The Mountbattens by Andrew LownieDrawing on four years of research around the world, prize-winning and bestselling historian Mr Andrew Lownie (1981) provides a fresh and revealing portrait of the glamorous couple behind the modern royal family.

A major figure behind his nephew Philip’s marriage to Queen Elizabeth ll and instrumental in the royal family taking the Mountbatten name, Dickie Mountbatten’s career included being Supreme Allied Commander of South East Asia during World War Two and the last Viceroy of India.

Once the richest woman in Britain and a socialite who enjoyed numerous affairs, Edwina Mountbatten emerged from World War Two as a much loved and very effective charity worker.

From British high society and the South of France to the battlefields of Burma and the Viceroy's House in India, this is a rich and filmic story whose characters include all the key figures of the Second World War from Churchill and Montgomery to Roosevelt and Eisenhower as well as  the Duke of Windsor, George VI, the Queen, Prince Philip and Prince Charles, Charlie Chaplin, Noel Coward, Salvador Dali, George Gershwin, Joan Crawford, Fred Astaire, Barbara Cartland, Grace Kelly and Merle Oberon.
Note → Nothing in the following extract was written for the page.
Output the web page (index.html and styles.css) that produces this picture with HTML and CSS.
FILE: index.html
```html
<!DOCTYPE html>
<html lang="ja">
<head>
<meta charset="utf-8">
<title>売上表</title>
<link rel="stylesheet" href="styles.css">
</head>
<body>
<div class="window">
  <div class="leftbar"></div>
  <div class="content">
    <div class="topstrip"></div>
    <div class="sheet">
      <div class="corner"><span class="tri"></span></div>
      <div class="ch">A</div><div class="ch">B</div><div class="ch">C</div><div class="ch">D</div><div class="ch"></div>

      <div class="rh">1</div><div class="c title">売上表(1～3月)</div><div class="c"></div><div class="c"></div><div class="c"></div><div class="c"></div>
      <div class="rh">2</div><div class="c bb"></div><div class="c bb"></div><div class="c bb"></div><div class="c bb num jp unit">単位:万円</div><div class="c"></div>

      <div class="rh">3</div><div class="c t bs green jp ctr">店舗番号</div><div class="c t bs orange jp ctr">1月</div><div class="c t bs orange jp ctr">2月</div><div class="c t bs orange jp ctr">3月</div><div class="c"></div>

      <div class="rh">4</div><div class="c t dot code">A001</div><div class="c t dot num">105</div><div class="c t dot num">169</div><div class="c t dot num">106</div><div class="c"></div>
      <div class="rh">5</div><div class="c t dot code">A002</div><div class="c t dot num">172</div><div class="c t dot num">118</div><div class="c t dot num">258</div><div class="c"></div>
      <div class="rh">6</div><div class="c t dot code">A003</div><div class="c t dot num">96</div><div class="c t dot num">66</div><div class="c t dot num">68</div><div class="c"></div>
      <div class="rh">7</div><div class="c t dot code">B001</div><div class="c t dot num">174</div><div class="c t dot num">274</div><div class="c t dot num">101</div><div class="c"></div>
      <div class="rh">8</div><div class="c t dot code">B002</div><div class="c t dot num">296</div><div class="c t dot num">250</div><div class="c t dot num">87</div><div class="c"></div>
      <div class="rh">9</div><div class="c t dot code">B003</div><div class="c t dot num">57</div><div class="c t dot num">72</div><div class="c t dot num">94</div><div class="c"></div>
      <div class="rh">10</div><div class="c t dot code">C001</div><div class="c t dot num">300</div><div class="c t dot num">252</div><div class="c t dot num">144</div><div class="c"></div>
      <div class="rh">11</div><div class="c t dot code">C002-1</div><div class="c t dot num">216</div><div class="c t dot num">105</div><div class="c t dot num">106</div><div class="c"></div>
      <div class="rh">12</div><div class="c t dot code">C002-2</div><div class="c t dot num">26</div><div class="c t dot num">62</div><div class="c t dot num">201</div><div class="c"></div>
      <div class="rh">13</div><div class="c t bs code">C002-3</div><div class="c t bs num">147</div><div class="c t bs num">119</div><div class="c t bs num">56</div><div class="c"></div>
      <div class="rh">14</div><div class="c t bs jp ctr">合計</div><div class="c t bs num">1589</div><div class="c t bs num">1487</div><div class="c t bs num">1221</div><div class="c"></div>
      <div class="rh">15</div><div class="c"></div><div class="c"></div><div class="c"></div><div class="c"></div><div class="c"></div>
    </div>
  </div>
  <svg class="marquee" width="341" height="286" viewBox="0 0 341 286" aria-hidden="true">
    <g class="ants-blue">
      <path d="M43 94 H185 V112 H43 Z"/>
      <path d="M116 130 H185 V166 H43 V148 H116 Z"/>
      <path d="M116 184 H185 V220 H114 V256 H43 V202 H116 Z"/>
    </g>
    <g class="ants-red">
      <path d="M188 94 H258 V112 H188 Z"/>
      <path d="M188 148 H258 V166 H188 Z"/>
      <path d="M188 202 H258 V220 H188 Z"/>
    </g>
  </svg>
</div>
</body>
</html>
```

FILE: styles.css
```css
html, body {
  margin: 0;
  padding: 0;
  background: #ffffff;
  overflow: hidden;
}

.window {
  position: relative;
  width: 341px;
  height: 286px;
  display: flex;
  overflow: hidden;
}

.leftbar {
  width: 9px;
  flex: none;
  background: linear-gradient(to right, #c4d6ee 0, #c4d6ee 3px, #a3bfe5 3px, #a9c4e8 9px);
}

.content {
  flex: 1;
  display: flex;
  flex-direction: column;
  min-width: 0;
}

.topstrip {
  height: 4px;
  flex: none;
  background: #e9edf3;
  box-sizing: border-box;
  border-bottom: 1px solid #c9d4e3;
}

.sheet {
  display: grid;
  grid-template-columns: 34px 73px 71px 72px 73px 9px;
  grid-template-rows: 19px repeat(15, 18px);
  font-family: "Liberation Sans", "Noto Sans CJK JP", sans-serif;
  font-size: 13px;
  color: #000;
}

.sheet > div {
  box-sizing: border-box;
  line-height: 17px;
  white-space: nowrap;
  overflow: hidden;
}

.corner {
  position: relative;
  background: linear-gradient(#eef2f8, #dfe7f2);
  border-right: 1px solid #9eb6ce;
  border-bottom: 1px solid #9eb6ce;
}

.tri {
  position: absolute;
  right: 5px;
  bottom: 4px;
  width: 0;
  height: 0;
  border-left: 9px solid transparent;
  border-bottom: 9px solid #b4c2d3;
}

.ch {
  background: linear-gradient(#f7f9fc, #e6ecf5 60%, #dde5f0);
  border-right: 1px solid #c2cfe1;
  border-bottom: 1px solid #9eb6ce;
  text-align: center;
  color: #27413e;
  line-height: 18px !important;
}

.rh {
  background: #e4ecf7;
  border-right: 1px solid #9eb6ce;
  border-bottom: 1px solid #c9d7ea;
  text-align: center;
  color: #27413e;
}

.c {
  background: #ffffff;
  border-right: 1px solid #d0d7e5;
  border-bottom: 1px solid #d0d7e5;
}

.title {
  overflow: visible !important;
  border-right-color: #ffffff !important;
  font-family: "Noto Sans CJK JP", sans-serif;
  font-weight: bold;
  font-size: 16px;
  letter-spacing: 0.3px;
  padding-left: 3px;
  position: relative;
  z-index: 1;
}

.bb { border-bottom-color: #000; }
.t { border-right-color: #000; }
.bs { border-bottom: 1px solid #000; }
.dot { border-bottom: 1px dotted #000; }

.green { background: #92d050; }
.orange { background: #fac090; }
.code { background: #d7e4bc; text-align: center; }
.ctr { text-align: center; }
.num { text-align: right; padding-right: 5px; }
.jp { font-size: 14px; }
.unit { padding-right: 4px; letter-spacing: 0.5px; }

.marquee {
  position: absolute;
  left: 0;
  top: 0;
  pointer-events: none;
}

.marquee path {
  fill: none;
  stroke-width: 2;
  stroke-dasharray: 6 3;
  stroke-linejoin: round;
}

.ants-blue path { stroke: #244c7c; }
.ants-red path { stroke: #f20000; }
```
This is an account of an unusual marriage which, whilst beset with infidelities, was also a loving and mutually supportive one. It also reveals much new information on many of the controversies of Mountbatten’s career from the disastrous 1942 Dieppe Raid to the rapid transfer of power in India in 1947 as well as his murder in 1979.


From the Author - Mr Andrew Lownie (1981)

After I left Cambridge I worked as a journalist and in publishing, setting up my own literary agency in 1988, but I also began to write books – first editing and contributing to a collection of essays on American espionage, then compiling a literary companion to Edinburgh before taking the plunge into biography with a life of the writer John Buchan in 1995. This was followed by a book on the Cambridge spy Guy Burgess in 2015 and this autumn by a joint study of Dickie and Edwina Mountbatten.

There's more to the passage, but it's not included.